# Uber has lost three of its top self-driving engineers



## KevinH (Jul 13, 2014)

http://www.recode.net/2016/12/12/13920558/uber-self-driving-cmu-top-engineers-leave

*Almost two years after Uber ransacked Carnegie Mellon's robotics lab, a few of the top engineers have left the company.*
BY JOHANA BHUIYAN@JMBOOYAH DEC 12, 2016, 6:52PM EST TWEE










Uber's self-driving arm - now called the Advanced Technology Group - has seen a number of structural changes in the past few months, including the departures of some of its top engineering talent.

Among the recent exits is the head of its mapping team, Brett Browning, and the head of its autonomy and perception team, Drew Bagnell, three sources have told Recode. The departures were announced in an email Uber sent its employees the first week of December.

In September, Peter Rander, an engineering lead who specializes in the commercialization of robotics, also left the company. The three engineers were poached by Uber from Carnegie Mellon, Carnegie Robotics or the National Robotics Engineering Center, which is affiliated with Carnegie Mellon University, in January 2015.

It's not clear what the next step is for the engineers, though Rander lists himself as a robotics and self-driving technology consultant on LinkedIn.

The moves come following Uber's acquisition of self-driving trucking company Otto in August, which put co-founder Anthony Levandowski in charge of the company's autonomous efforts above existing directors Raffi Krikorian - who was previously at Twitter and joined Uber in March 2015 - and John Bares - who was poached from Carnegie Robotics in January 2015.

It also comes at a time when Uber is doubling down on its self-driving efforts with both the soft launch of its UberFreight serviceand the self-driving pilot in Pittsburgh, as well as the acquisition of artificial intelligence and machine learning research startup Geometric Intelligence.

As part of the acquisition, Uber established an AI lab to be headed up by the founding CEO of Geometric Intelligence, Gary Marcus. Artificial intelligence and machine learning are crucial aspects of any self-driving system, but the company expects the AI lab to serve across various departments as it begins to automate more of its services - including its logistics and routing platform.

Just a day after Uber announced the acquisition, however, the head of its machine learning team, Danny Lange, announced he had left and joined video game startup Unity Technologies. In September, Uber also saw the departure of its head of applied machine learning, Marcos Campos. Campos left to be the head of AI at a startup called Bonsai that pitches itself as a platform that makes it easy to integrate machine learning into apps.

_Johana Bhuiyan is the senior transportation editor at Recode and can be reached at [email protected] or on Confide, WeChat, or Telegram at 516-233-8877._

It's a difficult time to lose key self-driving and machine learning talent for any company, as more players enter the race to develop autonomous cars. Established companies like Google, Apple, Ford and GM are increasingly competing with newcomers like Zoox, Faraday Future and now Chris Urmson's new self-driving company for engineers with skills in a field that is relatively new.

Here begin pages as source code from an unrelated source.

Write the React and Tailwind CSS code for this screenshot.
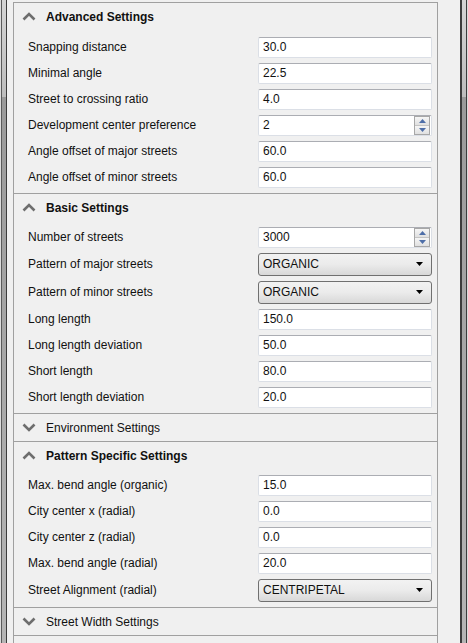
import React from "react";

const FONT = { fontFamily: '"Liberation Sans", Arial, sans-serif' };

// Collapsible property panel (Windows-ish look): sections with a chevron header
// and label / editor rows underneath.
const SECTIONS = [
    {
        title: "Advanced Settings",
        open: true,
        pad: "pt-[4px] pb-[3px]",
        rows: [
            { label: "Snapping distance", value: "30.0" },
            { label: "Minimal angle", value: "22.5" },
            { label: "Street to crossing ratio", value: "4.0" },
            { label: "Development center preference", value: "2", type: "spin" },
            { label: "Angle offset of major streets", value: "60.0" },
            { label: "Angle offset of minor streets", value: "60.0" },
        ],
    },
    {
        title: "Basic Settings",
        open: true,
        pad: "pt-[3px] pb-[3px]",
        rows: [
            { label: "Number of streets", value: "3000", type: "spin" },
            { label: "Pattern of major streets", value: "ORGANIC", type: "combo" },
            { label: "Pattern of minor streets", value: "ORGANIC", type: "combo" },
            { label: "Long length", value: "150.0" },
            { label: "Long length deviation", value: "50.0" },
            { label: "Short length", value: "80.0" },
            { label: "Short length deviation", value: "20.0" },
        ],
    },
    { title: "Environment Settings", open: false },
    {
        title: "Pattern Specific Settings",
        open: true,
        pad: "pt-[3px] pb-[3px]",
        rows: [
            { label: "Max. bend angle (organic)", value: "15.0" },
            { label: "City center x (radial)", value: "0.0" },
            { label: "City center z (radial)", value: "0.0" },
            { label: "Max. bend angle (radial)", value: "20.0" },
            { label: "Street Alignment (radial)", value: "CENTRIPETAL", type: "combo" },
        ],
    },
    { title: "Street Width Settings", open: false },
];

export default function App() {
    return (
        <div className="flex h-[643px] w-[468px] overflow-hidden bg-[#f0f0f0] text-[12px] text-[#111]" style={FONT}>
            <EdgeBar side="left" />
            <div className="mt-[2px] w-[425px] shrink-0 border-x border-t border-[#a0a0a0] bg-[#f0f0f0]">
                {SECTIONS.map((s) => (
                    <Section key={s.title} section={s} />
                ))}
                <div className="h-[28px]" />
            </div>
            <div className="flex-1" />
            <EdgeBar side="right" />
        </div>
    );
}

function EdgeBar({ side }) {
    const left = side === "left";
    return (
        <div className={`flex h-full shrink-0 ${left ? "w-[13px]" : "w-[8px]"}`}>
            <div className={`${left ? "w-[1px] bg-[#dcdcdc]" : "w-[2px] bg-[#3c3c3c]"}`} />
            {left && <div className="w-[1px] bg-[#5a5a5a]" />}
            <div className="flex w-[4px] flex-col">
                <div className="h-[97px] bg-gradient-to-b from-[#d4d4d4] to-[#bdbdbd]" />
                <div className="flex-1 bg-gradient-to-b from-[#9a9a9a] to-[#b5b5b5]" />
            </div>
            <div className="w-[1px] bg-[#3c3c3c]" />
            {left ? <div className="w-[6px] bg-[#f0f0f0]" /> : <div className="w-[1px] bg-[#dcdcdc]" />}
        </div>
    );
}

function Section({ section }) {
    return (
        <div className="border-b border-[#a0a0a0]">
            <div className="flex h-[27px] items-center pl-[8px]">
                <Chevron up={section.open} />
                <span className={`ml-[10px] ${section.open ? "font-bold" : ""}`}>{section.title}</span>
            </div>
            {section.open && (
                <div className={`flex flex-col ${section.pad}`}>
                    {section.rows.map((r, i) => (
                        <Row key={i} row={r} />
                    ))}
                </div>
            )}
        </div>
    );
}

function Chevron({ up }) {
    return (
        <svg width="14" height="9" viewBox="0 0 14 9" className="shrink-0">
            <polyline
                points={up ? "1.5,7.5 7,2 12.5,7.5" : "1.5,1.5 7,7 12.5,1.5"}
                fill="none"
                stroke="#6e6e6e"
                strokeWidth="2.6"
            />
        </svg>
    );
}

function Row({ row }) {
    const combo = row.type === "combo";
    return (
        <div className={`flex items-center justify-between pl-[14px] pr-[5px] ${combo ? "h-[28px]" : "h-[26px]"}`}>
            <span>{row.label}</span>
            {combo ? <Combo value={row.value} /> : <TextBox value={row.value} spin={row.type === "spin"} />}
        </div>
    );
}

function TextBox({ value, spin }) {
    return (
        <div className="flex h-[21px] w-[174px] items-center rounded-[2px] border border-[#dbdfe6] border-t-[#abadb3] bg-white pl-[4px] pr-[1px]">
            <span className="flex-1">{value}</span>
            {spin && (
                <div className="flex h-[19px] w-[16px] flex-col border border-[#a7a7a7]">
                    <SpinButton up />
                    <SpinButton />
                </div>
            )}
        </div>
    );
}

function SpinButton({ up }) {
    return (
        <div className={`flex flex-1 items-center justify-center bg-gradient-to-b from-[#f6f6f6] to-[#e0e0e0] ${up ? "border-b border-[#c4c4c4]" : ""}`}>
            <svg width="7" height="4" viewBox="0 0 7 4">
                <polygon points={up ? "0,4 3.5,0 7,4" : "0,0 3.5,4 7,0"} fill="#4e6ea8" />
            </svg>
        </div>
    );
}

function Combo({ value }) {
    return (
        <div className="flex h-[23px] w-[174px] items-center rounded-[3px] border border-[#707070] bg-gradient-to-b from-[#f2f2f2] via-[#ebebeb] to-[#d8d8d8] pl-[4px] pr-[8px]">
            <span className="flex-1">{value}</span>
            <svg width="7" height="4" viewBox="0 0 7 4">
                <polygon points="0,0 3.5,4 7,0" fill="#000" />
            </svg>
        </div>
    );
}
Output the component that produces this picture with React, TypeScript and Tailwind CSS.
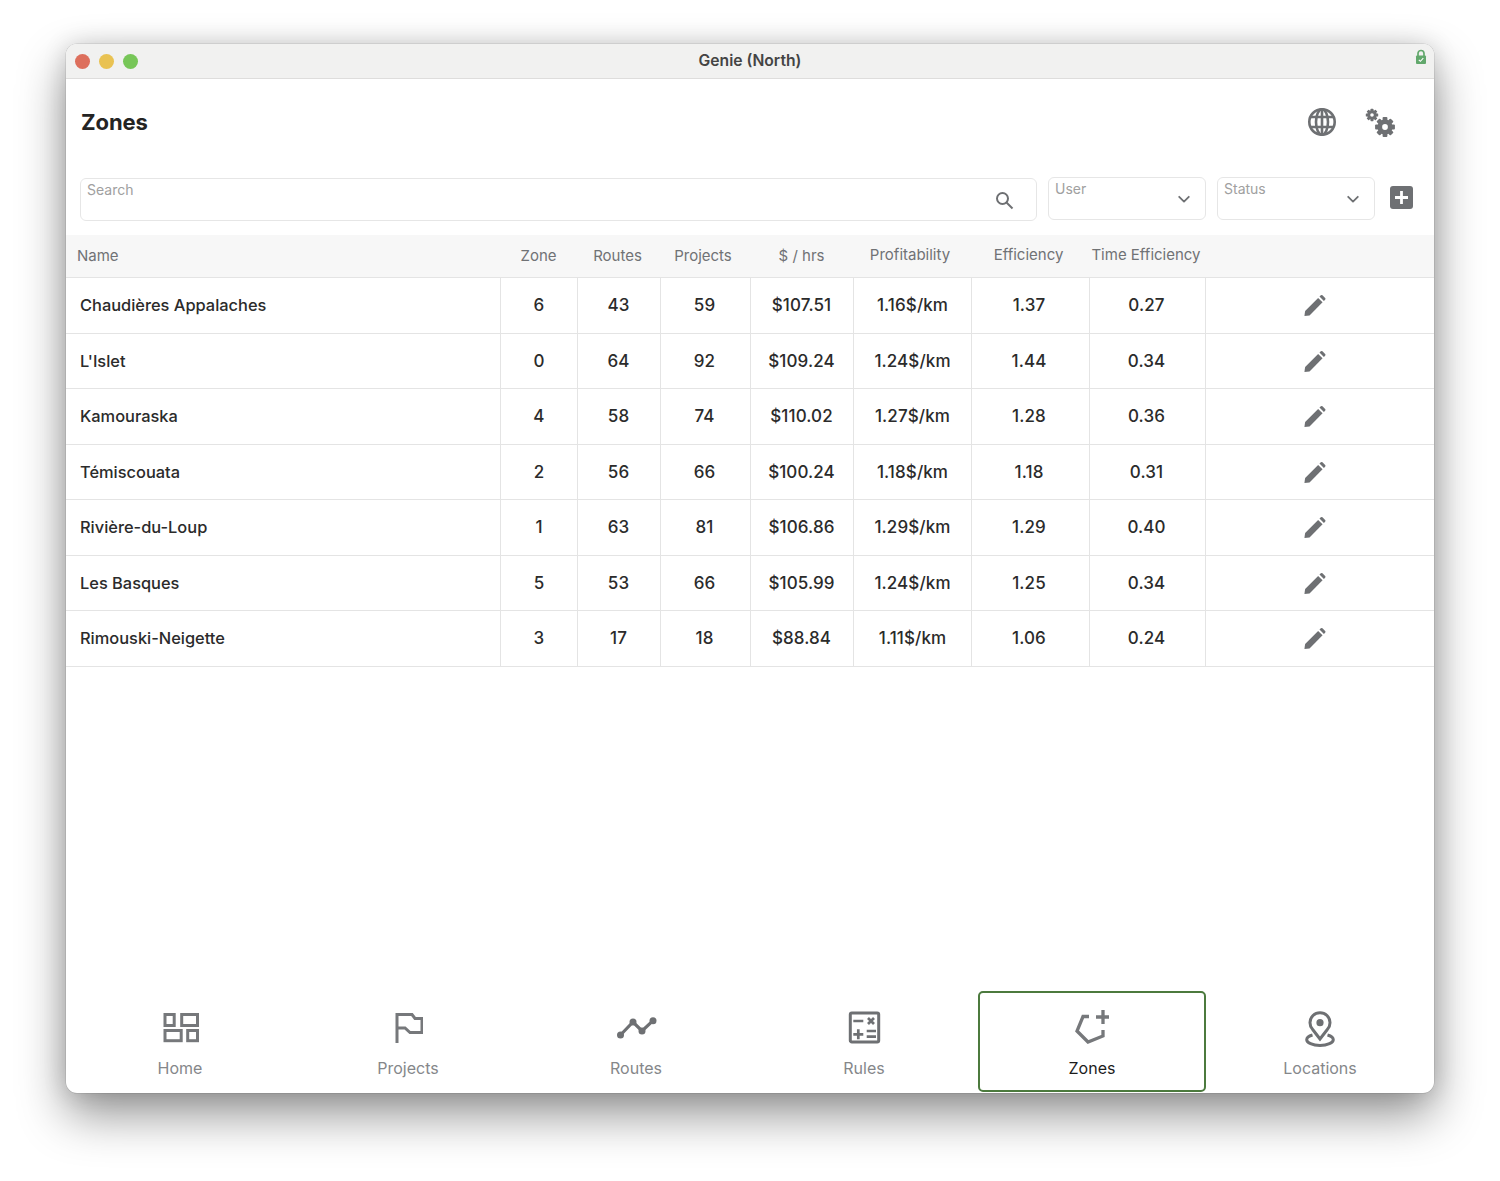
import React from "react";

const rows = [
  ["Chaudières Appalaches", "6", "43", "59", "$107.51", "1.16$/km", "1.37", "0.27"],
  ["L'Islet", "0", "64", "92", "$109.24", "1.24$/km", "1.44", "0.34"],
  ["Kamouraska", "4", "58", "74", "$110.02", "1.27$/km", "1.28", "0.36"],
  ["Témiscouata", "2", "56", "66", "$100.24", "1.18$/km", "1.18", "0.31"],
  ["Rivière-du-Loup", "1", "63", "81", "$106.86", "1.29$/km", "1.29", "0.40"],
  ["Les Basques", "5", "53", "66", "$105.99", "1.24$/km", "1.25", "0.34"],
  ["Rimouski-Neigette", "3", "17", "18", "$88.84", "1.11$/km", "1.06", "0.24"],
];

const headers = ["Zone", "Routes", "Projects", "$ / hrs", "Profitability", "Efficiency", "Time Efficiency"];
const gridCols = "grid grid-cols-[435px_77px_83px_90px_103px_118px_118px_116px_228px]";
const cellPad = ["", "pr-[1px]", "pr-[2px]", "pr-[1px]", "", "pr-[3px]", "pr-[2px]"];
const headPad = ["pr-[2px]", "pr-[4px]", "pr-[6px]", "pr-[2px]", "pr-[6px]", "pr-[5px]", "pr-[4px]"];

const Pencil = () => (
  <svg width="23" height="24" viewBox="0 0 24 24" fill="#6e7073" className="mt-[2px]">
    <path d="M1.500 22.500 2.200 17.200 15.800 3.600 20.400 8.200 6.800 21.800Z" />
    <path d="M17.200 2.200 18.600 0.900a1.200 1.200 0 0 1 1.700 0l2.800 2.800a1.200 1.200 0 0 1 0 1.700L21.800 6.800Z" />
  </svg>
);

const Chevron = () => (
  <svg width="14" height="14" viewBox="0 0 14 14" fill="none" stroke="#6e7073" strokeWidth="1.800" strokeLinecap="round" strokeLinejoin="round">
    <path d="M2.200 4.800 7 9.600l4.800-4.800" />
  </svg>
);

const Gear = ({ x, y, s }: { x: number; y: number; s: number }) => (
  <g transform={`translate(${x} ${y}) scale(${s})`}>
    <g fill="#6e7073">
      {[0, 45, 90, 135].map((a) => (
        <rect key={a} x="-1.500" y="-6.200" width="3" height="12.400" rx="0.600" transform={`rotate(${a})`} />
      ))}
    </g>
    <circle r="4.700" fill="#6e7073" />
    <circle r="1.800" fill="#fff" />
  </g>
);

const icons: Record<string, React.ReactNode> = {
  Home: (
    <svg width="38" height="32" viewBox="0 0 38 32" fill="none" stroke="#76787b" strokeWidth="3" className="ml-[1px]">
      <rect x="3" y="2.500" width="9.200" height="11" />
      <rect x="19.700" y="2.500" width="15.800" height="11" />
      <rect x="3" y="18.500" width="16.200" height="10.200" />
      <rect x="25.700" y="18.500" width="9.800" height="10.200" />
    </svg>
  ),
  Projects: (
    <svg width="30" height="32" viewBox="0 0 30 32" fill="none" stroke="#76787b" strokeWidth="3" className="-ml-[1px]">
      <path d="M4 31V2.500h15l3 4h7v14H17l-5-4.500H4" />
    </svg>
  ),
  Routes: (
    <svg width="42" height="32" viewBox="0 0 42 32" fill="none" stroke="#6e7073" strokeWidth="3.200" className="ml-[1px]">
      <path d="M4.500 23 17 10l9 9 11-10.300" />
      <g fill="#6e7073" stroke="none">
        <circle cx="4.500" cy="23" r="3.500" />
        <circle cx="17" cy="10" r="3.500" />
        <circle cx="26" cy="19" r="3.500" />
        <circle cx="37" cy="8.700" r="3.500" />
      </g>
    </svg>
  ),
  Rules: (
    <svg width="34" height="34" viewBox="0 0 34 34" fill="none" stroke="#6e7073" strokeWidth="2.700">
      <rect x="3.300" y="2" width="28.400" height="29" rx="1.500" strokeWidth="3" />
      <path d="M6.300 10h10M21 7l6 6M27 7l-6 6M6.300 23.300h10M11.300 18.300v10M19.700 20H29M19.700 25.700H29" />
    </svg>
  ),
  Zones: (
    <svg width="36" height="36" viewBox="0 0 36 36" fill="none" stroke="#76787b" strokeWidth="3.300">
      <path d="M15 6.500H9L3 21l11 11 15-6v-6" />
      <path d="M29 0v14M22 7h13" />
    </svg>
  ),
  Locations: (
    <svg width="30" height="38" viewBox="0 0 30 38" fill="none" stroke="#6e7073" strokeWidth="3">
      <path d="M15 30 7.700 20.500a10 10 0 1 1 14.600 0Z" />
      <circle cx="15" cy="13.700" r="3.600" fill="#6e7073" stroke="none" />
      <path d="M7.500 26c-3.500 1-5.800 2.500-5.800 4.700 0 3 5.800 5.800 13.300 5.800s13.300-2.800 13.300-5.800c0-2.200-2.300-3.700-5.800-4.700" />
    </svg>
  ),
};

const tabs = ["Home", "Projects", "Routes", "Rules", "Zones", "Locations"];

export default function App() {
  return (
    <div className="w-[1500px] h-[1181px] bg-white pt-[44px] pl-[66px] font-['Inter','Noto_Sans',sans-serif] overflow-hidden">
      <div className="w-[1368px] h-[1049px] rounded-[11px] bg-white flex flex-col overflow-hidden shadow-[0_0_0_0.5px_rgba(0,0,0,0.14),0_22px_48px_rgba(0,0,0,0.42),0_0_24px_rgba(0,0,0,0.14)]">
        <div className="relative h-[35px] shrink-0 bg-[#f1f1f0] border-b border-[#dedddc] flex items-center justify-center">
          <div className="absolute left-[9px] top-[10px] flex gap-[9px]">
            <div className="w-[15px] h-[15px] rounded-full bg-[#dd6f5c]" />
            <div className="w-[15px] h-[15px] rounded-full bg-[#e9c252]" />
            <div className="w-[15px] h-[15px] rounded-full bg-[#77c658]" />
          </div>
          <span className="text-[15.700px] font-semibold text-[#444444]">Genie (North)</span>
          <svg className="absolute right-[7px] top-[5px]" width="12" height="16" viewBox="0 0 12 16">
            <path d="M3 7V4.500a3 3 0 0 1 6 0V7" fill="none" stroke="#62a86c" strokeWidth="1.700" />
            <rect x="1" y="6.500" width="10" height="8.500" rx="1" fill="#62a86c" />
            <path d="M3.800 10.800 5.400 12.300 8.300 9.200" fill="none" stroke="#fff" strokeWidth="1.100" />
          </svg>
        </div>

        <div className="h-[98px] shrink-0 flex items-start justify-between pl-[15px]">
          <h1 className="mt-[28px] text-[22px] leading-[30px] font-bold text-[#242424] tracking-[-0.1px]">Zones</h1>
          <div className="flex items-start">
            <svg className="mt-[28px]" width="30" height="30" viewBox="0 0 30 30" fill="none" stroke="#6e7073" strokeWidth="2.600">
              <circle cx="15" cy="15" r="12.700" />
              <ellipse cx="15" cy="15" rx="6" ry="12.700" />
              <path d="M15 2v26M3.800 10h22.400M3.800 20h22.400" />
            </svg>
            <svg className="ml-[27px] mr-[38px] mt-[28px]" width="32" height="32" viewBox="0 0 32 32">
              <Gear x={8} y={8} s={1} />
              <Gear x={21} y={20} s={1.600} />
            </svg>
          </div>
        </div>

        <div className="h-[58px] shrink-0 flex items-start pl-[14px]">
          <div className="relative mt-[1px] w-[956.500px] h-[43px] rounded-[6px] border border-[#e6e6e6] pl-[6px] pt-[2px] text-[14px] leading-[18px] text-[#a0a0a0]">
            Search
            <svg className="absolute right-[22px] top-[12px]" width="19" height="19" viewBox="0 0 19 19" fill="none" stroke="#6e7073" strokeWidth="2">
              <circle cx="7.500" cy="7.500" r="5.500" />
              <path d="m11.500 11.500 6 6" />
            </svg>
          </div>
          <div className="relative ml-[11.500px] w-[157.500px] h-[43px] rounded-[6px] border border-[#e6e6e6] pl-[6px] pt-[2px] text-[14px] leading-[18px] text-[#a0a0a0]">
            User
            <span className="absolute right-[13.500px] top-[14px]"><Chevron /></span>
          </div>
          <div className="relative ml-[11.500px] w-[157.500px] h-[43px] rounded-[6px] border border-[#e6e6e6] pl-[6px] pt-[2px] text-[14px] leading-[18px] text-[#a0a0a0]">
            Status
            <span className="absolute right-[13.500px] top-[14px]"><Chevron /></span>
          </div>
          <svg className="ml-[15.500px] mt-[9px]" width="23" height="23" viewBox="0 0 23 23">
            <rect width="23" height="23" rx="3" fill="#6e7073" />
            <path d="M11.500 5v13M5 11.500h13" stroke="#fff" strokeWidth="2.800" />
          </svg>
        </div>

        <div className={`${gridCols} h-[43px] shrink-0 bg-[#f7f7f7] border-b border-[#e4e4e4] text-[15px] text-[#707275] items-center`}>
          <div className="pl-[11px]">Name</div>
          {headers.map((h, i) => (
            <div key={h} className={`text-center whitespace-nowrap ${i < 4 ? "" : "-mt-[2px]"} ${headPad[i]}`}>
              {h}
            </div>
          ))}
          <div />
        </div>

        <div className="shrink-0">
          {rows.map((r) => (
            <div key={r[0]} className={`${gridCols} h-[55.500px] border-b border-[#e4e4e4] font-medium text-[#2b2b2b]`}>
              <div className="flex items-center pl-[14px] pt-[1px] border-r border-[#e4e4e4] text-[16.400px]">{r[0]}</div>
              {r.slice(1).map((c, i) => (
                <div key={i} className={`flex items-center justify-center pt-[1px] border-r border-[#e4e4e4] text-[17px] tracking-[0.1px] ${cellPad[i]}`}>{c}</div>
              ))}
              <div className="flex items-center justify-center pr-[11px]"><Pencil /></div>
            </div>
          ))}
        </div>

        <div className="flex-1" />

        <div className="h-[102px] shrink-0 grid grid-cols-[228px_228px_228px_228px_228px_228px] pb-[1px]">
          {tabs.map((t) => {
            const active = t === "Zones";
            return (
              <div
                key={t}
                className={`relative flex flex-col items-center ${active ? "rounded-[5px] border-2 border-[#4c7a3e] text-[#1c1c1c]" : "text-[#85878a]"}`}
              >
                <div className={`${active ? "mt-[17px]" : "mt-[19px]"} h-[36px] flex items-center justify-center`}>{icons[t]}</div>
                <div className="mt-[11px] text-[16px] leading-[22px]">{t}</div>
              </div>
            );
          })}
        </div>
      </div>
    </div>
  );
}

Uber declined to comment for the story.


----------



## ridelending (Oct 25, 2016)

What a joke Uber will burn through its money 100 times over if it thinks can compete with google.

Self driving cars that could function as taxis are many decades away IMO.


----------



## SEAL Team 5 (Dec 19, 2015)

I've know of countless strip clubs with a smaller turnover then Uber's Advanced Technology Group.


----------



## Taxi Driver in Arizona (Mar 18, 2015)

Although SDCs are a few decades away from being a common sight on America's roadways, they already have the power to bankrupt Uber.


----------



## uberdriverfornow (Jan 10, 2016)

These guys are likely wising up. If fully autonomous cars were ever going to be possible we all know people would die to be a part of it.

Semi autonomous will be the way of the future. And that means drivers aren't going anywhere. 

When you think about all the profit Uber has thrown away with their ridiculous below market equilibrium price point fares all these years. What a shame.


----------



## Jermin8r89 (Mar 10, 2016)

Uber is like the family dollar to walmart when compared to google. Uber will just be a stepping stone wich is y i say its gonna take along time befor SDCs become mainstream. The geeks of world will be the ones useing this to full extent. There will never be a world of just SDCs. I cant stare at a screen for more then an hour befor getting headachs.


----------